- [REQUEST]
Using the material below, copy every line where "styles" appears.

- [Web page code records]
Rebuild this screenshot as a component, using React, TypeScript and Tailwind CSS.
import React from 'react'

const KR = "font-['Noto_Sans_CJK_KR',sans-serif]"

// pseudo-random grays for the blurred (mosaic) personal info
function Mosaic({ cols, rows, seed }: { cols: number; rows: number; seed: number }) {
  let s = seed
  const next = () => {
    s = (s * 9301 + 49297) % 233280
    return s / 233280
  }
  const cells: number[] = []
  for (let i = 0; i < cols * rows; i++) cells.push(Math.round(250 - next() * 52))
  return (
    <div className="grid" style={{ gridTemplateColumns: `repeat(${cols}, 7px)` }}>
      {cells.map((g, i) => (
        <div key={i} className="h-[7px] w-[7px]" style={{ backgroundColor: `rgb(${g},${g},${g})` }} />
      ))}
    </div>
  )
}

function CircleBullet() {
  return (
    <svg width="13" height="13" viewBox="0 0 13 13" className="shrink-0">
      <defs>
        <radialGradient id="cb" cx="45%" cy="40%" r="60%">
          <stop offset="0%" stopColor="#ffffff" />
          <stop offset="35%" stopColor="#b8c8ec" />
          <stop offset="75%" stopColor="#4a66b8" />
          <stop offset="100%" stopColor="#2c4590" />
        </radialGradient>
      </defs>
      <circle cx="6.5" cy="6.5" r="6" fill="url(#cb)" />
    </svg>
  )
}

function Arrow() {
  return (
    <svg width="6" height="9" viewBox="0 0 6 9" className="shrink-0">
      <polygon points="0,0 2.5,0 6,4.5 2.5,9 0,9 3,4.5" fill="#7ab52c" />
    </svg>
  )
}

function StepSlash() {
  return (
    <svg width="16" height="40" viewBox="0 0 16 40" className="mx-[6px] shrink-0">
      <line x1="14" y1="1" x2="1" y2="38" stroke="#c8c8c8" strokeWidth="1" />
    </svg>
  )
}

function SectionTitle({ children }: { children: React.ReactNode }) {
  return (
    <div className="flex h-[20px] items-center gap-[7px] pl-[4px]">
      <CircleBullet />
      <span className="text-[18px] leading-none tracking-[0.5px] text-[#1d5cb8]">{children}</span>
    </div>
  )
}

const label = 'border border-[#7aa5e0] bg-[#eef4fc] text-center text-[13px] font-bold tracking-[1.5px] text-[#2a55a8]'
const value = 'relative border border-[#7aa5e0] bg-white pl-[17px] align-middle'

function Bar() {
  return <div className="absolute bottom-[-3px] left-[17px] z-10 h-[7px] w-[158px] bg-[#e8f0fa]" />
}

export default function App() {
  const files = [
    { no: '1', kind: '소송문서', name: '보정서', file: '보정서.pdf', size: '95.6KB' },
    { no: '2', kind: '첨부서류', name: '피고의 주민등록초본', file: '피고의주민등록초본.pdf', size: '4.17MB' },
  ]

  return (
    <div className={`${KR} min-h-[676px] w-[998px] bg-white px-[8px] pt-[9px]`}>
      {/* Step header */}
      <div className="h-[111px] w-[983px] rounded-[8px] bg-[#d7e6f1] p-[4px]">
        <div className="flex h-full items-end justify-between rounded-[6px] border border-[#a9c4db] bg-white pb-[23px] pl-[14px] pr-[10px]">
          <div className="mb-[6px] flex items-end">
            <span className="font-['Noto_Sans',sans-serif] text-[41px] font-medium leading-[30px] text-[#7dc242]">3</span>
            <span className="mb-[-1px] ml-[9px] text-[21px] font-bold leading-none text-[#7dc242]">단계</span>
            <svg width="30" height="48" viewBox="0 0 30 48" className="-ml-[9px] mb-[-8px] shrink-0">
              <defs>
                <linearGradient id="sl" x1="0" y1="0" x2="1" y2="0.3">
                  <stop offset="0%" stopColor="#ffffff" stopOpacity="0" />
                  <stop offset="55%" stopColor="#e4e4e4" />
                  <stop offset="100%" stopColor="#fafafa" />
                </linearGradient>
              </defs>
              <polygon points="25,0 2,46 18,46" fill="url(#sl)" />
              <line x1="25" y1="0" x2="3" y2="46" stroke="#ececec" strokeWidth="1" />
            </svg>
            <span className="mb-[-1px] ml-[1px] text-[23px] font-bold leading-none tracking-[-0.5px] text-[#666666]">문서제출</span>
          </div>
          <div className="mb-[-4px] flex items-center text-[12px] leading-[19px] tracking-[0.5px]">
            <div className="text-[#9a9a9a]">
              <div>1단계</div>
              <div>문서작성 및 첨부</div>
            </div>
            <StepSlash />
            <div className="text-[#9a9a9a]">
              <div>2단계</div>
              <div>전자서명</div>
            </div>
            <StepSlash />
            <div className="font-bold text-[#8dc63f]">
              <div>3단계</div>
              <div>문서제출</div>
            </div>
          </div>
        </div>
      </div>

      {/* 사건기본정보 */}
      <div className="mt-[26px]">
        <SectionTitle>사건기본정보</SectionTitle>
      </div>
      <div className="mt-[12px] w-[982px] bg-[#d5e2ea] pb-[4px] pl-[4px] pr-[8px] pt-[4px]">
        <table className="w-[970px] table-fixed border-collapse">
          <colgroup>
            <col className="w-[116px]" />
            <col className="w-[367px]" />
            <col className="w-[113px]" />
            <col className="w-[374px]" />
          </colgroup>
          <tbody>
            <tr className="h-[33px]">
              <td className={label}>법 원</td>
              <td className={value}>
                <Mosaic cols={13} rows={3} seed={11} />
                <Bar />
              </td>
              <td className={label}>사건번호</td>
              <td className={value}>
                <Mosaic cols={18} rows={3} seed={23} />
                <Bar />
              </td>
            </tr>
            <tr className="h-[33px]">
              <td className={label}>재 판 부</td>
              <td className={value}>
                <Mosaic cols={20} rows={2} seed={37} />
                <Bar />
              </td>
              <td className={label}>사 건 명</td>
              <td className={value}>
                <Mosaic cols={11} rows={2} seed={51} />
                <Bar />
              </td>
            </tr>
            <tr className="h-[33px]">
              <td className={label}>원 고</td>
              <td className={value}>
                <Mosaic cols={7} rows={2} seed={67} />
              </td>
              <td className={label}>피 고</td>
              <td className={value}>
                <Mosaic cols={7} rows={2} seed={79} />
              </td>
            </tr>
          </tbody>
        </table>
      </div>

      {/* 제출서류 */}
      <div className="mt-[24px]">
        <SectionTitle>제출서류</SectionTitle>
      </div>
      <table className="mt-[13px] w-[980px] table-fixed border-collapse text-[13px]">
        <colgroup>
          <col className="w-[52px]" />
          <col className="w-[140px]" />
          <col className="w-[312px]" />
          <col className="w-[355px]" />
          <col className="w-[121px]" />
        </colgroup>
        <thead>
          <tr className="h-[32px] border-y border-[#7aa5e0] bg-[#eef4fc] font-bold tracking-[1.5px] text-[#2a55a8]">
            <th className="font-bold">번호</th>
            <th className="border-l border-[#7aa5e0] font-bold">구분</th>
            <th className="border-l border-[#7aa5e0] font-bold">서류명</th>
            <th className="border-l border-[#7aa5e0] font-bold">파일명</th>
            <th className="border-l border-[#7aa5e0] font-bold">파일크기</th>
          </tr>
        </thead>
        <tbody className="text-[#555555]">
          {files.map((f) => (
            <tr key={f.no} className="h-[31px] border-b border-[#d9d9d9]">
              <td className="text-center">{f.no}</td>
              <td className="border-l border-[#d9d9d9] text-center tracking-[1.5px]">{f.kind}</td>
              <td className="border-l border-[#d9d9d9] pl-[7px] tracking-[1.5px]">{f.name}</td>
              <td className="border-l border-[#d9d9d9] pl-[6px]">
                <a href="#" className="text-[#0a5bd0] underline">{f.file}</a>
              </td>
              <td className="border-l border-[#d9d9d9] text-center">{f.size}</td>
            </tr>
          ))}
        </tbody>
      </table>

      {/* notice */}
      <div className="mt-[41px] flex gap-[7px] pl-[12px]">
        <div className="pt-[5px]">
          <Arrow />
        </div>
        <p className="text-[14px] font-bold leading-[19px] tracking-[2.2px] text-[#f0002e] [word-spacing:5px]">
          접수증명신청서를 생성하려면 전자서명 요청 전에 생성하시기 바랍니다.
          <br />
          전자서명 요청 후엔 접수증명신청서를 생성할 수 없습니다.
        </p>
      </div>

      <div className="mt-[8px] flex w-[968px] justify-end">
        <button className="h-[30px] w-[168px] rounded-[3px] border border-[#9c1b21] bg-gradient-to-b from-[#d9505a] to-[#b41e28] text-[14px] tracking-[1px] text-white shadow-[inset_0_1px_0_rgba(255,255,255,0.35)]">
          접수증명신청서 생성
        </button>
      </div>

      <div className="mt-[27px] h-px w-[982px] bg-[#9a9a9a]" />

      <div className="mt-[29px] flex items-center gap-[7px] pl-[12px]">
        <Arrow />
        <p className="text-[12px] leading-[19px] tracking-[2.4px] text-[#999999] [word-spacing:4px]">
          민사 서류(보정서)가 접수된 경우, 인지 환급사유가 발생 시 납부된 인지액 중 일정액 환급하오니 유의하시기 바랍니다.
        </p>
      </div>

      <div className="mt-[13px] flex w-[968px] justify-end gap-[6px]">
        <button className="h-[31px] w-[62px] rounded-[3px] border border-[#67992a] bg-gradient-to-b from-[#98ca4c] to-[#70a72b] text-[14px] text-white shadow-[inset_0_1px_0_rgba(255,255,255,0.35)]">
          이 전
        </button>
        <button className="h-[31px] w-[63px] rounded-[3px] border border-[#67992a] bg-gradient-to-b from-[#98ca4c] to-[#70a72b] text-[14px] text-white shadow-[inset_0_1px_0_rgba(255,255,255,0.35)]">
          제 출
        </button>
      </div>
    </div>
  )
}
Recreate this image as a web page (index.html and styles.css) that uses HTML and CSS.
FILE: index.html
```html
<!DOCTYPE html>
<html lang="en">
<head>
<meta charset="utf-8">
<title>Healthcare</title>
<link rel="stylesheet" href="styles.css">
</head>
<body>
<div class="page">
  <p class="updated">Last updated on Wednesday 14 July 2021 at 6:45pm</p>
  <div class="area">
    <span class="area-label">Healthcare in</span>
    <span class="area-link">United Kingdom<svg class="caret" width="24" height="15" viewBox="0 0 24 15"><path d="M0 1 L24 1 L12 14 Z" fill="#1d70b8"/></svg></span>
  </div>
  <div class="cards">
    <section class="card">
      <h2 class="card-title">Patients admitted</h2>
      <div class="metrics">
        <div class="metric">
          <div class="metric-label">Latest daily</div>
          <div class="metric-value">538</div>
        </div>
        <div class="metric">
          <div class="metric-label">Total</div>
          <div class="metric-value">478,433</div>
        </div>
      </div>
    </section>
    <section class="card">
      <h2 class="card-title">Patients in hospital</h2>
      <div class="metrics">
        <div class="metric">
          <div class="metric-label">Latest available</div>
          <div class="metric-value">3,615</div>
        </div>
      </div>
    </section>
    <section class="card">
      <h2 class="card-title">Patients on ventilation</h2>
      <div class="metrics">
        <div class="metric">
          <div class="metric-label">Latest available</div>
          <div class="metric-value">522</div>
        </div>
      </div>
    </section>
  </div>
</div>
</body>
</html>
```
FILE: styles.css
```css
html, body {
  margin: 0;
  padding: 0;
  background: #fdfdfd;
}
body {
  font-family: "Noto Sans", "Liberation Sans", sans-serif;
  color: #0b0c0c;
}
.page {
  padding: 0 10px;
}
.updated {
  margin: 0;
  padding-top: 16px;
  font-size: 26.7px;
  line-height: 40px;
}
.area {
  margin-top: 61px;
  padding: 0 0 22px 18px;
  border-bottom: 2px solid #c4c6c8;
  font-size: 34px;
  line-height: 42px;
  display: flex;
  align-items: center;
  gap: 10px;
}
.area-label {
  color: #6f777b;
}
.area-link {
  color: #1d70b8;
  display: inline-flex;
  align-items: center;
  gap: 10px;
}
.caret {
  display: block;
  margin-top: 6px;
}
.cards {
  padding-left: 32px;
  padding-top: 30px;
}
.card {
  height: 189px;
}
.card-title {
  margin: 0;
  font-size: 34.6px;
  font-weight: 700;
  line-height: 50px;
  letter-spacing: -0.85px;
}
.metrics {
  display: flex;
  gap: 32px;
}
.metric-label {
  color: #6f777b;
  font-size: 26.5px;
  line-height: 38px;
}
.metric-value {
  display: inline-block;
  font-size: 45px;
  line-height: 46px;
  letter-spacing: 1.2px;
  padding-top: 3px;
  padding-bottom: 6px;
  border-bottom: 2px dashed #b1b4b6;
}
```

- [ANSWER TO THIS TASK]
Recreate this image as a web page (index.html and styles.css) that uses HTML and CSS.
<link rel="stylesheet" href="styles.css">
FILE: styles.css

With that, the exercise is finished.